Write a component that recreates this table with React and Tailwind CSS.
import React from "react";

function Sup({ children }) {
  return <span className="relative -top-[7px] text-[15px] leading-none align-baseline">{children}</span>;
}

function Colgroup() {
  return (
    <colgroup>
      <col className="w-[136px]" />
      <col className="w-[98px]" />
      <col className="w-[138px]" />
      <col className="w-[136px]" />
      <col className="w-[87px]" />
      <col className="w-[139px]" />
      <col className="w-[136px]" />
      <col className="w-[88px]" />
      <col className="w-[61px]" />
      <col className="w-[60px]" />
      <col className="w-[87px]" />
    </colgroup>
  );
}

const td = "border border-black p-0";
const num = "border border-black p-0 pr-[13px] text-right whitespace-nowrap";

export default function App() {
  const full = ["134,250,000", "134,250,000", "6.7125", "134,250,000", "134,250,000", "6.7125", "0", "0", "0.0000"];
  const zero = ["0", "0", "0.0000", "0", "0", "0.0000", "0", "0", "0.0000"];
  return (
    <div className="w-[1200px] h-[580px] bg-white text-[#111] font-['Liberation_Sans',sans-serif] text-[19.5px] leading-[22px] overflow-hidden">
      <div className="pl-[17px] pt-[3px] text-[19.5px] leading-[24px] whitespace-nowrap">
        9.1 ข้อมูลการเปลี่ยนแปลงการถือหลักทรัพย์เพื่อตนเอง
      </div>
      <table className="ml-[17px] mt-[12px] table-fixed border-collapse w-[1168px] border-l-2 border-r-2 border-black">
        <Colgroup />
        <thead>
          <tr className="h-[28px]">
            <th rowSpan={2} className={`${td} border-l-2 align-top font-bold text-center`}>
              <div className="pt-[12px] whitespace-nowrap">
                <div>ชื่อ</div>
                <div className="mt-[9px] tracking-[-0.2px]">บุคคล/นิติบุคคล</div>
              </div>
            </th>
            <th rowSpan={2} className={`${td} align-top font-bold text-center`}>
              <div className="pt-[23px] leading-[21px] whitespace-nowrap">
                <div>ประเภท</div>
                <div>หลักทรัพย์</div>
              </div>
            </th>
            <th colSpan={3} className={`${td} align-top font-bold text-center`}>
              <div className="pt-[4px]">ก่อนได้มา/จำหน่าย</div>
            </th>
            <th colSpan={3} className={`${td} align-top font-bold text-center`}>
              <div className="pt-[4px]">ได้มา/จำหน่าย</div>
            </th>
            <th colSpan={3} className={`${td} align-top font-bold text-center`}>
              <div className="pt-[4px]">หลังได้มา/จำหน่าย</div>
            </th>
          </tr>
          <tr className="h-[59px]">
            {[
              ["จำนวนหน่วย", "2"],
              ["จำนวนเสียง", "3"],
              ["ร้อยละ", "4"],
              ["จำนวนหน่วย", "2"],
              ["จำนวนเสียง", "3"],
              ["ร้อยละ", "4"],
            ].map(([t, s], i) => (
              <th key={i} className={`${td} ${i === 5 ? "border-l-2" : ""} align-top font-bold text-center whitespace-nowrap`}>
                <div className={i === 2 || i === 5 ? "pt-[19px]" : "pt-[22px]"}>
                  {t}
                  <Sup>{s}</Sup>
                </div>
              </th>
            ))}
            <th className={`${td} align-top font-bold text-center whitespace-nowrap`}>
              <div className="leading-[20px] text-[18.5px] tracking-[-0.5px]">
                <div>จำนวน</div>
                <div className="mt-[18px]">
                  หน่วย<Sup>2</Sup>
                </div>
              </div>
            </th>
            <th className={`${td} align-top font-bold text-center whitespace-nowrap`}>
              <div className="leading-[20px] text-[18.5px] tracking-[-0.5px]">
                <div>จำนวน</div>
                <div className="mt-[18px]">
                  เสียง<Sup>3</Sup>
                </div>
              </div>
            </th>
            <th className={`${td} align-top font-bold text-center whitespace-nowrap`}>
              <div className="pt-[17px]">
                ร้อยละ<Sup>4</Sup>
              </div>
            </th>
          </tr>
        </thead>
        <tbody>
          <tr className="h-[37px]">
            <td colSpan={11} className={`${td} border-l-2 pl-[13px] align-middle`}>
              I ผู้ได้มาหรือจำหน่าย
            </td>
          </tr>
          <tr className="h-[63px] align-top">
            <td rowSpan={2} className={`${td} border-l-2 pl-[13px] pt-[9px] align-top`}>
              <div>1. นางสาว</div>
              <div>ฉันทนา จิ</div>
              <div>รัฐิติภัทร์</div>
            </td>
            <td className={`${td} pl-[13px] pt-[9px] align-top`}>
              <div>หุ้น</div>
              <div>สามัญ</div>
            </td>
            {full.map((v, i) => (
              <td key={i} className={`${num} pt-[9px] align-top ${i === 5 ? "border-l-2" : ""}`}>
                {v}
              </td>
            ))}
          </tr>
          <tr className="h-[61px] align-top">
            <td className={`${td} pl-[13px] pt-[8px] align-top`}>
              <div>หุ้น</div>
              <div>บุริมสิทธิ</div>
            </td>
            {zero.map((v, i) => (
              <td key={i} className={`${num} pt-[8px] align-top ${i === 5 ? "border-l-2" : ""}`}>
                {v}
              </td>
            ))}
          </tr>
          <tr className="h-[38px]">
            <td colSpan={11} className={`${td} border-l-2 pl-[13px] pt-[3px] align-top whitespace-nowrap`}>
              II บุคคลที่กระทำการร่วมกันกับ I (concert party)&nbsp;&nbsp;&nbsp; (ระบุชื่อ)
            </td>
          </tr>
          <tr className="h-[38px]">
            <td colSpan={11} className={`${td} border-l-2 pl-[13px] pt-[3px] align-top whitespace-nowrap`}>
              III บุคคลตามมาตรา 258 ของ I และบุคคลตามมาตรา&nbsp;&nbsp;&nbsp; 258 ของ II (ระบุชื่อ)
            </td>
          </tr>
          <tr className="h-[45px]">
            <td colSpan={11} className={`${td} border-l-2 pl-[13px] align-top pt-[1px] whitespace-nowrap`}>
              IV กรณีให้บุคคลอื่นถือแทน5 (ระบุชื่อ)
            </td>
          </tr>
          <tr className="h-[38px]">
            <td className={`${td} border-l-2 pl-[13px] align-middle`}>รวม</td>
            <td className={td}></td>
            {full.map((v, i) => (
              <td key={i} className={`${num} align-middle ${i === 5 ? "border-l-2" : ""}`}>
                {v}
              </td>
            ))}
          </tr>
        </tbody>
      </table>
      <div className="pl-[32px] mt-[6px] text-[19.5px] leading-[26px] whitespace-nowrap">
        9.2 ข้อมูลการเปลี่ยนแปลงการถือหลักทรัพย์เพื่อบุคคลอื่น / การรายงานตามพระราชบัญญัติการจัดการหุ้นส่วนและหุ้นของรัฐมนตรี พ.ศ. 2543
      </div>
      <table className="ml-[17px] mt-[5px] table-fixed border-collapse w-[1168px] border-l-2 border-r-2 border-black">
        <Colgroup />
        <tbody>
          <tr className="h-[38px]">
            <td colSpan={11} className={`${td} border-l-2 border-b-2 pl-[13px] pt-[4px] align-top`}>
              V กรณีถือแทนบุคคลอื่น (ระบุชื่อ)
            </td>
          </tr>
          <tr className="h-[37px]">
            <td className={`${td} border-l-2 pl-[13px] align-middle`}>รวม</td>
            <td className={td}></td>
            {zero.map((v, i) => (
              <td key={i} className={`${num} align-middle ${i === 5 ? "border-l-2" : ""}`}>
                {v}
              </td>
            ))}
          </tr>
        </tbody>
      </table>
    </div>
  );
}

^^^^^^^^

Prompt
Where a line above holds the string "React", show that line.

The result
Write a component that recreates this table with React and Tailwind CSS.
import React from "react";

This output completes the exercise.